After the publicity gained by the piano concerto and Prometheus, Parry's reputation in London and the provinces began to increase substantially. His first symphony in G, initially commissioned by Richter, was conducted by the composer at Birmingham in August 1882 and by Manns at the Crystal Palace in 1883. Charles Villiers Stanford, who had performed Prometheus at Cambridge in 1881, commissioned some incidental music for the Amateur Dramatic Club's production of Aristophanes' The Birds and also a second symphony in F (the ‘Cambridge’) for the Cambridge University Musical Society. Both were performed in 1883, as was Parry's second commission for the Gloucester festival, the ode The Glories of our Blood and State. The same year Parry received an honorary doctorate from Cambridge University in recognition of his work as a composer and scholar. Perhaps more auspiciously, he took up his post as professor of music history at the newly founded Royal College of Music. In sharp contrast to the satisfaction brought by his professional achievements, 1883 also brought news of the death in Sydney, Australia, of his elder brother, which affected him deeply. Clinton Parry, a brilliant scholar at Oxford, yet sent down in disgrace, had squandered large sums of his father's money in South Africa, had become an alcoholic and a danger to his wife and family, and had been a liability to his father.

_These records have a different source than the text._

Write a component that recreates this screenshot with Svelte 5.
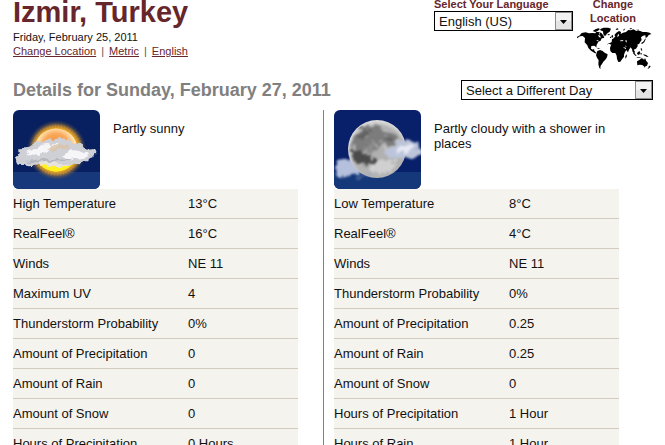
<style>
    :global(body) {
        overflow: hidden;
        background: #fff;
    }
    .page {
        font-family: "Liberation Sans", Arial, sans-serif;
        font-size: 13px;
        line-height: 15px;
        color: #111;
        padding: 0 12px 0 13px;
    }
    a {
        color: #66262c;
    }

    /* top bar */
    .header {
        display: flex;
        justify-content: space-between;
        height: 80px;
    }
    h1 {
        margin: 0 0 6px;
        font-size: 29px;
        line-height: 24px;
        color: #66262c;
    }
    .date, .links {
        font-size: 11px;
        line-height: 14px;
    }
    .links {
        display: flex;
        gap: 5px;
    }
    .links span {
        color: #555;
    }
    .tools {
        display: flex;
        margin-top: -3px;
        font-size: 11px;
        line-height: 14px;
        font-weight: bold;
        color: #66262c;
    }
    .tools label {
        display: block;
    }
    .location {
        display: block;
        width: 80px;
        text-align: center;
        text-decoration: none;
    }
    .location svg {
        display: block;
        width: 76px;
        height: 43px;
        margin: 2px 0 0 auto;
    }

    /* drop-downs */
    .select {
        position: relative;
        height: 20px;
    }
    .language {
        width: 139px;
    }
    .day {
        width: 192px;
    }
    select {
        appearance: none;
        display: block;
        width: 100%;
        height: 20px;
        margin: 0;
        padding: 0 20px 0 4px;
        border: 1px solid #000;
        border-radius: 0;
        background: #fff;
        font-family: inherit;
        font-size: 13px;
        color: #111;
    }
    .select svg {
        position: absolute;
        top: 1px;
        right: 1px;
        width: 17px;
        height: 18px;
        pointer-events: none;
    }

    .title {
        display: flex;
        justify-content: space-between;
        align-items: center;
    }
    h2 {
        margin: 0;
        font-size: 18px;
        line-height: 20px;
        color: #808080;
    }

    /* day and night columns */
    .periods {
        display: grid;
        grid-template-columns: 1fr 1fr;
        margin: 10px 20px 0 0;
    }
    .period {
        padding-right: 25px;
    }
    .period + .period {
        border-left: 1px solid #808080;
        padding: 0 14px 0 10px;
    }
    .summary {
        display: flex;
        gap: 13px;
    }
    .summary svg {
        flex: none;
        width: 87px;
        height: 79px;
        border-radius: 6px;
    }
    .summary p {
        margin: 11px 0 0;
    }
    table {
        width: 100%;
        border-collapse: collapse;
        background: #f5f3ee;
    }
    th, td {
        height: 29px;
        padding: 0;
        border-bottom: 1px solid #d3cbbd;
        text-align: left;
        font-weight: normal;
    }
    th {
        width: 175px;
    }
</style>

<script>
    let language = 'English (US)';
    let day = 'Select a Different Day';

    const periods = [
        {
            icon: 'sun',
            text: 'Partly sunny',
            rows: [
                ['High Temperature', '13°C'],
                ['RealFeel®', '16°C'],
                ['Winds', 'NE 11'],
                ['Maximum UV', '4'],
                ['Thunderstorm Probability', '0%'],
                ['Amount of Precipitation', '0'],
                ['Amount of Rain', '0'],
                ['Amount of Snow', '0'],
                ['Hours of Precipitation', '0 Hours'],
            ],
        },
        {
            icon: 'moon',
            text: 'Partly cloudy with a shower in places',
            rows: [
                ['Low Temperature', '8°C'],
                ['RealFeel®', '4°C'],
                ['Winds', 'NE 11'],
                ['Thunderstorm Probability', '0%'],
                ['Amount of Precipitation', '0.25'],
                ['Amount of Rain', '0.25'],
                ['Amount of Snow', '0'],
                ['Hours of Precipitation', '1 Hour'],
                ['Hours of Rain', '1 Hour'],
            ],
        },
    ];
</script>

{#snippet arrow()}
    <svg viewBox="0 0 17 18" aria-hidden="true">
        <rect x="0.5" y="0.5" width="16" height="17" fill="#e4e4e4" stroke="#8c8c8c"/>
        <path d="M1 1h15v8H1z" fill="#f3f3f3"/>
        <path d="M5 8h7l-3.5 4z" fill="#000"/>
    </svg>
{/snippet}

{#snippet sun()}
    <svg viewBox="0 0 87 79" aria-hidden="true">
        <defs>
            <radialGradient id="glow">
                <stop offset="0.7" stop-color="#f7ae1c"/>
                <stop offset="0.8" stop-color="#d9982a" stop-opacity="0.8"/>
                <stop offset="0.9" stop-color="#8a6a3a" stop-opacity="0.4"/>
                <stop offset="1" stop-color="#4d4a50" stop-opacity="0"/>
            </radialGradient>
            <radialGradient id="disc" cx="0.5" cy="0.42" r="0.6">
                <stop offset="0" stop-color="#f58a2e"/>
                <stop offset="0.5" stop-color="#f9a85a"/>
                <stop offset="0.72" stop-color="#ffe0ae"/>
                <stop offset="0.85" stop-color="#fff0b8"/>
                <stop offset="1" stop-color="#ffdf3a"/>
            </radialGradient>
            <linearGradient id="low" x1="0" y1="0" x2="0" y2="1">
                <stop offset="0.6" stop-color="#ffd92a" stop-opacity="0"/>
                <stop offset="0.85" stop-color="#fff21e"/>
            </linearGradient>
            <filter id="puff" x="-10%" y="-20%" width="120%" height="140%" color-interpolation-filters="sRGB">
                <feTurbulence type="fractalNoise" baseFrequency="0.14" numOctaves="2" seed="4"/>
                <feDisplacementMap in="SourceGraphic" scale="7" xChannelSelector="R" yChannelSelector="G"/>
                <feGaussianBlur stdDeviation="0.6"/>
            </filter>
        </defs>
        <path d="M0 0h87v79H0z" fill="#08205f"/>
        <path d="M0 62h87v17H0z" fill="#17387a"/>
        <circle cx="43.5" cy="40" r="30" fill="url(#glow)"/>
        <circle cx="43.5" cy="40" r="24" fill="none" stroke="#f3b13a" stroke-width="4" stroke-dasharray="1 2" opacity="0.2"/>
        <circle cx="43" cy="40" r="21.5" fill="url(#disc)"/>
        <circle cx="43" cy="40" r="21.5" fill="url(#low)"/>
        <g filter="url(#puff)">
            <path d="M7 43q-5-5 3-5 6 1 9-2 3-6 10-4 5-4 11-2 6-3 12-1 7 0 10 4 6 1 8 5 6 1 10 0 5 2 2 5 2 5-6 5-4 6-12 5-7 4-14 1-7 4-14 1-7 2-10-2-8 4-15 1-6 1-7-5-3-3 3-6z" fill="#cfd0d6"/>
            <path d="M12 44q5-5 12-5 5-7 13-4 5-4 11-1-4 6-10 4-3 6-10 5-5 5-16 1zM49 46q6-8 17-5 5 3 11 2-4 7-15 5-6 4-13-2z" fill="#f6f6f8"/>
            <path d="M34 38q7-6 13-2 6-4 10 1-5 4-11 3-6 3-12-2z" fill="#d9c3a8" opacity="0.8"/>
            <path d="M12 50q9 2 17-3 7 6 16 1 7 4 15-1-5 6-14 4-9 4-17 0-9 3-17-1z" fill="#a3a5ae" opacity="0.6"/>
            <path d="M25 53q9 1 16-1 8 4 16 1-8 6-16 3-9 3-16-3z" fill="#e9e6dc" opacity="0.9"/>
        </g>
    </svg>
{/snippet}

{#snippet moon()}
    <svg viewBox="0 0 87 79" aria-hidden="true">
        <defs>
            <radialGradient id="ball" cx="0.52" cy="0.55" r="0.52">
                <stop offset="0" stop-color="#b0b0b0"/>
                <stop offset="0.85" stop-color="#b4b4b4"/>
                <stop offset="1" stop-color="#d8d8d8"/>
            </radialGradient>
            <filter id="crater" x="-20%" y="-20%" width="140%" height="140%" color-interpolation-filters="sRGB">
                <feTurbulence type="fractalNoise" baseFrequency="0.2" numOctaves="3" seed="9"/>
                <feDisplacementMap in="SourceGraphic" scale="12" xChannelSelector="R" yChannelSelector="G"/>
                <feGaussianBlur stdDeviation="0.8"/>
            </filter>
            <filter id="wisp" x="-10%" y="-20%" width="120%" height="140%" color-interpolation-filters="sRGB">
                <feTurbulence type="fractalNoise" baseFrequency="0.12" numOctaves="3" seed="2"/>
                <feDisplacementMap in="SourceGraphic" scale="9" xChannelSelector="R" yChannelSelector="G"/>
                <feGaussianBlur stdDeviation="0.9"/>
            </filter>
            <clipPath id="edge"><circle cx="43" cy="39" r="28"/></clipPath>
        </defs>
        <path d="M0 0h87v79H0z" fill="#08206a"/>
        <path d="M0 62h87v17H0z" fill="#143879"/>
        <path d="M2 51q9-4 20-1l12 10q-8 6-18 6-9 2-14-2 3-6 0-13z" fill="#b4c0dc" filter="url(#wisp)"/>
        <circle cx="43" cy="39" r="29" fill="url(#ball)"/>
        <g clip-path="url(#edge)">
            <g filter="url(#crater)">
                <path d="M21 24q6-9 18-9 7 1 9 7 9-2 13 3 4 8-2 12-7 0-10-5-4 7-12 6-10 6-16 2-4-8 0-16z" fill="#7c7c7c"/>
                <path d="M17 42q7-3 11 2 5-1 8 3 5 0 6 6-4 4-9 0-8 2-13-3-4-3-3-8z" fill="#4b4b4b"/>
                <path d="M26 21q8-4 12 1-6 7-14 6zM50 28q5-3 9 1-2 5-8 3z" fill="#636363"/>
                <path d="M30 37q9-3 14 3-5 4-13 2z" fill="#8c8c8c"/>
                <path d="M42 53q7-4 19-3 0 9-9 12-9 3-15-1-5-5 5-8z" fill="#d0d0d0"/>
                <path d="M38 30l5 2-4 3zM30 26l4 1-3 4zM52 37l4 3-5 2z" fill="#c4c4c4"/>
            </g>
        </g>
        <g filter="url(#wisp)">
            <path d="M50 44q4-8 13-9 1-7 9-6 4 3 12 3-1 5 3 11-7 5-16 4-8 2-14 0-5 1-7-3z" fill="#bcc4db"/>
            <path d="M63 40q6-8 19-5-1 6-9 7-5 2-10-2z" fill="#e6e9f3"/>
            <path d="M20 68q12-5 22-5-9 6-22 5z" fill="#8fa0c6" opacity="0.4"/>
        </g>
    </svg>
{/snippet}

{#snippet worldMap()}
    <svg viewBox="18 21 228 129" aria-hidden="true">
        <!-- north america and greenland -->
        <path d="M25 47l7-8 12-2 10 3 10-1 9 1 3-5 9 2-1 7 6-4 7 6 3 8-8 1-3 7-7 3-5 9-1 8-6-5-9 1-1 8 6 3 3-3 1 6 7 8-5 0-12-8-8-8-3-8-8-9 1-13-7-6-8 1-9 6-6 1 9-7z"/>
        <path d="M65 33l8-5 9-3 5 2-6 5-8 4zM88 27l10-4 14 0 8 3-4 9-7 5-7 9-5-6-1-9-8-3zM84 37l6 1 5 6-6 1zM75 83l8 1 5 2-6 0z"/>
        <!-- south america -->
        <path d="M79 93l8-3 8 3 6 5 9 5-2 9-5 7-6 6-4 7-4 5-1 7 3 3-6-3-3-11 1-12-5-8-3-7z"/>
        <!-- europe and asia -->
        <path d="M122 66l1-8 5-3 5-6-3-4 6-7 8-5 6 3-1 6 7-4 9-2 7-6 8 1 7-3 9 5 10-1 9 4 11 0 10 2 5 4-8 3-4 6-5 3-1-8-7 1-6 5 2 8-5 7-3 6-4-1 0 7-5 7-7 3 4 6-2 5-5-4-2-8-4-6-5 7-3 8-4-5-3-9-8-2-6 8-7 4-6-12-6-3-7-1 1-4-6 1-4-5-4 2-4 4z"/>
        <path d="M121 48l4-4 2 8-5 1zM117 51l3-1 0 4-3 0zM110 43l6-1-1 4-5-1zM134 27l6-2 3 3-6 2zM156 30l7-5-4 7zM175 26l6-2 2 3-6 1zM196 29l8 0-1 3-6-1z"/>
        <!-- africa -->
        <path d="M121 73l7-5 10 0 3 4 10-1 6 11 6 5 6-1-7 10-3 8 0 6-6 8-5 7-6 1-4-9-1-10-4-8-9 0-6-6-1-9zM163 108l5-5-1 8-4 5z"/>
        <!-- islands and australia -->
        <path d="M186 96l5 4 6 8-3 0-7-7zM198 99l7-6 3 5-4 7-5-2zM208 99l5 1-3 6zM196 111l10 1 6 2-13-1zM209 85l3 0 2 8-4-2zM211 69l7-5 5-9 1 3-4 9-8 6zM217 103l9 2 7 6-6-1-9-4z"/>
        <path d="M198 124l7-4 6-5 6 1 2 4 3-6 4 9 5 6-3 8-8 3-6-5-8-1-7 2zM219 139l4 0-2 4zM234 137l5 1-3 5-7 5 3-5z"/>
        <!-- inland seas -->
        <path d="M82 45l6 2 1 6-4-1-3-4zM146 62l8-2 4 3-9 1zM163 61l4 0 0 7-3-3zM140 45l3-4 1 6-5 5zM163 75l4 6-3-1zM76 61l5 0 3 3-6-1z" fill="#fff"/>
    </svg>
{/snippet}

<div class="page">
    <div class="header">
        <div>
            <h1>Izmir, Turkey</h1>
            <div class="date">Friday, February 25, 2011</div>
            <div class="links">
                <a href="#location">Change Location</a>
                <span>|</span>
                <a href="#metric">Metric</a>
                <span>|</span>
                <a href="#english">English</a>
            </div>
        </div>
        <div class="tools">
            <div>
                <label for="language">Select Your Language</label>
                <div class="select language">
                    <select id="language" bind:value={language}>
                        <option>English (US)</option>
                    </select>
                    {@render arrow()}
                </div>
            </div>
            <a class="location" href="#change">
                Change<br>Location
                {@render worldMap()}
            </a>
        </div>
    </div>

    <div class="title">
        <h2>Details for Sunday, February 27, 2011</h2>
        <div class="select day">
            <select aria-label="Day" bind:value={day}>
                <option>Select a Different Day</option>
            </select>
            {@render arrow()}
        </div>
    </div>

    <div class="periods">
        {#each periods as period}
            <div class="period">
                <div class="summary">
                    {#if period.icon === 'sun'}
                        {@render sun()}
                    {:else}
                        {@render moon()}
                    {/if}
                    <p>{period.text}</p>
                </div>
                <table>
                    <tbody>
                        {#each period.rows as [name, value]}
                            <tr>
                                <th scope="row">{name}</th>
                                <td>{value}</td>
                            </tr>
                        {/each}
                    </tbody>
                </table>
            </div>
        {/each}
    </div>
</div>
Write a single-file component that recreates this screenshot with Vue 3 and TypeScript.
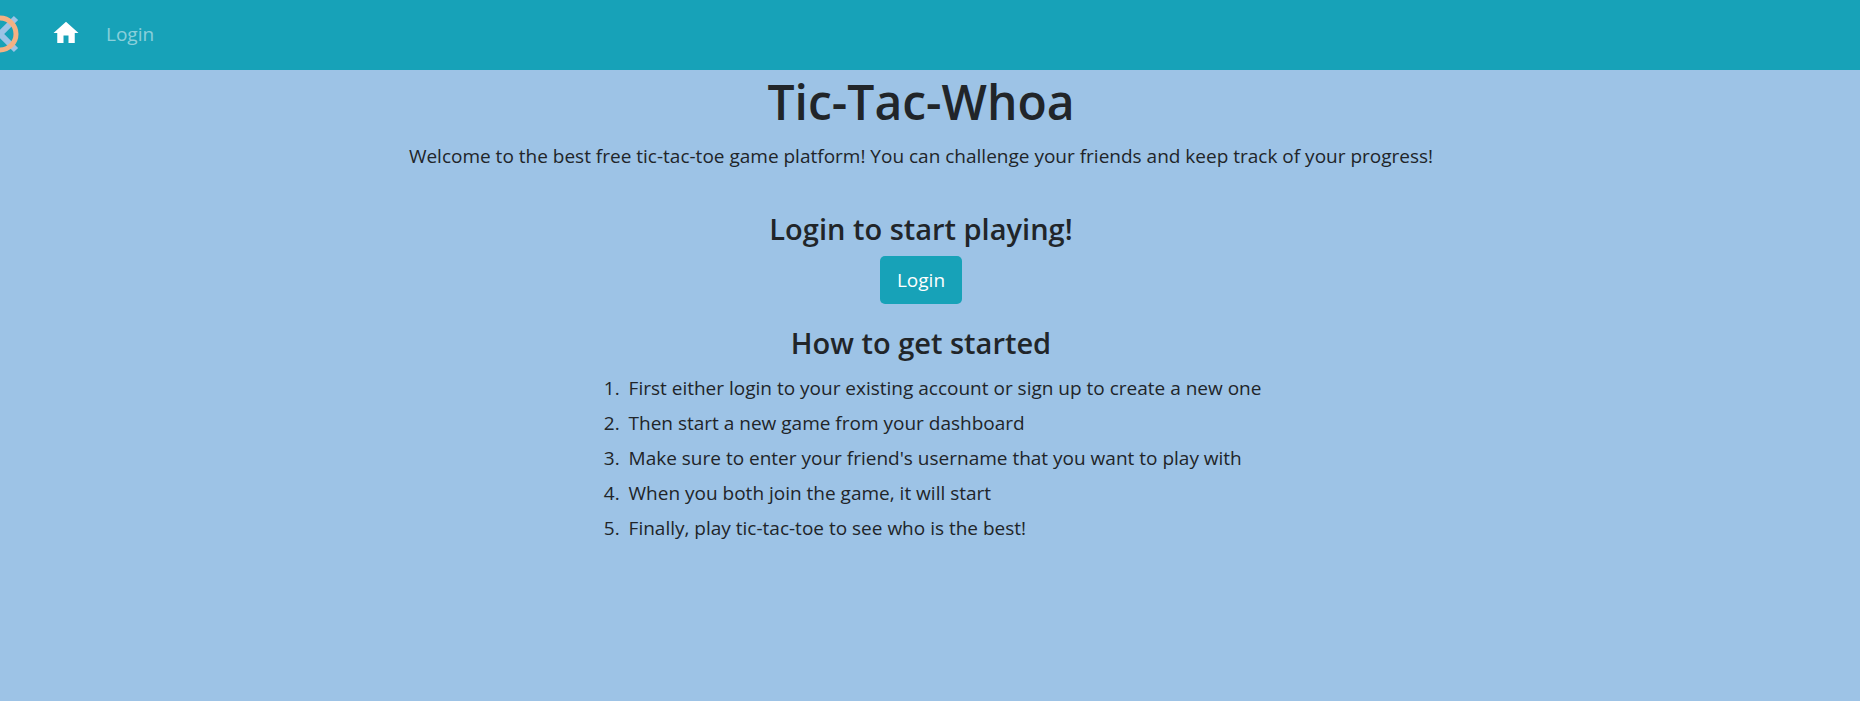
<script setup lang="ts">
const steps: string[] = [
  'First either login to your existing account or sign up to create a new one',
  'Then start a new game from your dashboard',
  "Make sure to enter your friend's username that you want to play with",
  'When you both join the game, it will start',
  'Finally, play tic-tac-toe to see who is the best!',
]
</script>

<template>
  <div class="app">
    <nav class="navbar">
      <a class="brand" href="#" aria-label="Tic-Tac-Whoa">
        <svg width="40" height="40" viewBox="0 0 40 40" aria-hidden="true">
          <path d="M4 4 36 36M36 4 4 36" stroke="#9dc3e6" stroke-width="6" fill="none" />
          <circle cx="20" cy="20" r="16" stroke="#f4b183" stroke-width="5" fill="none" />
        </svg>
      </a>
      <a class="home" href="#" aria-label="Home">
        <svg width="30" height="30" viewBox="0 0 24 24" aria-hidden="true">
          <path d="M10 20v-6h4v6h5v-8h3L12 3 2 12h3v8z" fill="#fff" />
        </svg>
      </a>
      <a class="nav-link" href="#">Login</a>
    </nav>
    <main class="content">
      <h1>Tic-Tac-Whoa</h1>
      <p>Welcome to the best free tic-tac-toe game platform! You can challenge your friends and keep track of your progress!</p>
      <section class="login">
        <h2>Login to start playing!</h2>
        <button type="button">Login</button>
      </section>
      <section class="guide">
        <h2>How to get started</h2>
        <ol>
          <li v-for="step in steps" :key="step">{{ step }}</li>
        </ol>
      </section>
    </main>
  </div>
</template>

<style>
body {
  margin: 0;
  background: #9dc3e6;
}
</style>

<style scoped>
.app {
  color: #212529;
  font-family: "Segoe UI", "Open Sans", "Noto Sans", sans-serif;
  font-size: 19px;
  line-height: 35px;
}
.navbar {
  display: flex;
  align-items: center;
  box-sizing: border-box;
  height: 70px;
  padding-bottom: 2px;
  background: #17a2b8;
  overflow: hidden;
}
.brand {
  display: flex;
  margin-left: -20px;
}
.home {
  display: flex;
  margin: 0 25px 2px 31px;
}
.nav-link {
  color: rgba(255, 255, 255, 0.5);
  text-decoration: none;
}
.content {
  display: flex;
  flex-direction: column;
  align-items: center;
  padding-right: 18px;
  text-align: center;
}
h1,
h2,
p {
  margin: 0;
}
h1 {
  font-size: 48px;
  font-weight: 600;
  line-height: 64px;
}
p {
  margin-top: 5px;
}
h2 {
  font-size: 29px;
  font-weight: 600;
  line-height: 36px;
}
.login {
  margin-top: 37px;
}
button {
  display: block;
  margin: 9px auto 0;
  padding: 7px 17px;
  border: 0;
  border-radius: 5px;
  background: #17a2b8;
  color: #fff;
  font: inherit;
  line-height: 34px;
}
.guide {
  margin-top: 21px;
}
ol {
  margin: 10px 0 0;
  padding-left: 44px;
  text-align: left;
}
li {
  padding-left: 4px;
}
</style>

A sign of Parry's increasing success was marked by the completion in 1881 of ‘Knight's Croft’, a seaside home at Rustington, near Littlehampton, designed by the architect Norman Shaw. Maude spent much time in Rustington, and for Parry it proved to be a refuge from the vicissitudes of life in London as well as an important base for his chief recreation, sailing. Pressures were indeed mounting in the form of teaching and lecturing at the Royal College of Music, at Oxford (where he was choragus and from which he received an honorary doctorate in 1884), and at Cambridge and Birmingham, which inevitably restricted the possibilities for composition. In 1884 Parry began work on his opera Guenever, but the following year his worsening heart trouble (probably a combination of angina and rheumatic fever) led him to take an extended holiday on a cruise around the coast of South America in the company of Sedley Taylor. For Parry these periods of convalescence rarely had their desired effect. Always motivated by a sense of duty and mission, he could not be prevented from resuming work at the earliest opportunity. In 1886, a year which marked his removal to 17 Kensington Square, he completed Guenever, but it was refused by Carl Rosa and, despite Stanford's efforts, failed to be taken up on the continent. This experience inevitably dented Parry's confidence, leaving him embittered and disillusioned by a genre which he never attempted again.

And yet within a few months Parry's fortunes were transformed with the triumph of his setting of Milton's Blest Pair of Sirens, commissioned by Stanford for the Bach Choir's celebration of Queen Victoria's golden jubilee in 1887. Almost immediately there was an insatiable demand for new works: the oratorio Judith was composed for Birmingham in 1888, the Ode on St Cecilia's Day for Leeds in 1889, and two symphonies, no. 3 in C (the ‘English’) for the Philharmonic Society, and no. 4 in E minor for Richter, were both given in 1889. In acceding to the public demand for choral music, and particularly for oratorio, Parry found himself in something of a dilemma. He was loath to turn down commissions from choral festivals, and yet he disliked the conventional Old Testament oratorio form which he knew would be expected. Indeed, for the Birmingham commission of 1888 he considered a variety of subjects ranging from the Albigensians to the story of Columbus, but had to capitulate to the Birmingham committee, who wanted a work with sufficient choral participation. Judith was an immediate success with the public, who clamoured for more. Job, a shorter work whose text indicates a shift away from a historical subject towards philosophical allegory, was written for Worcester in 1892 and King Saul for Birmingham in 1894. Bernard Shaw, who admired the creative vigour of Prometheus and of the cantata L'allegro ed il penseroso, written for Norwich in 1890, severely criticized Parry's oratorios on the grounds that he believed the genre did little to draw out the composer's natural gifts for ‘absolute music’. These gifts for instrumental music did momentarily surface in 1897 with two fine orchestral works, the Symphonic Variations and the Elegy for Brahms, but the demand for choral music remained intense.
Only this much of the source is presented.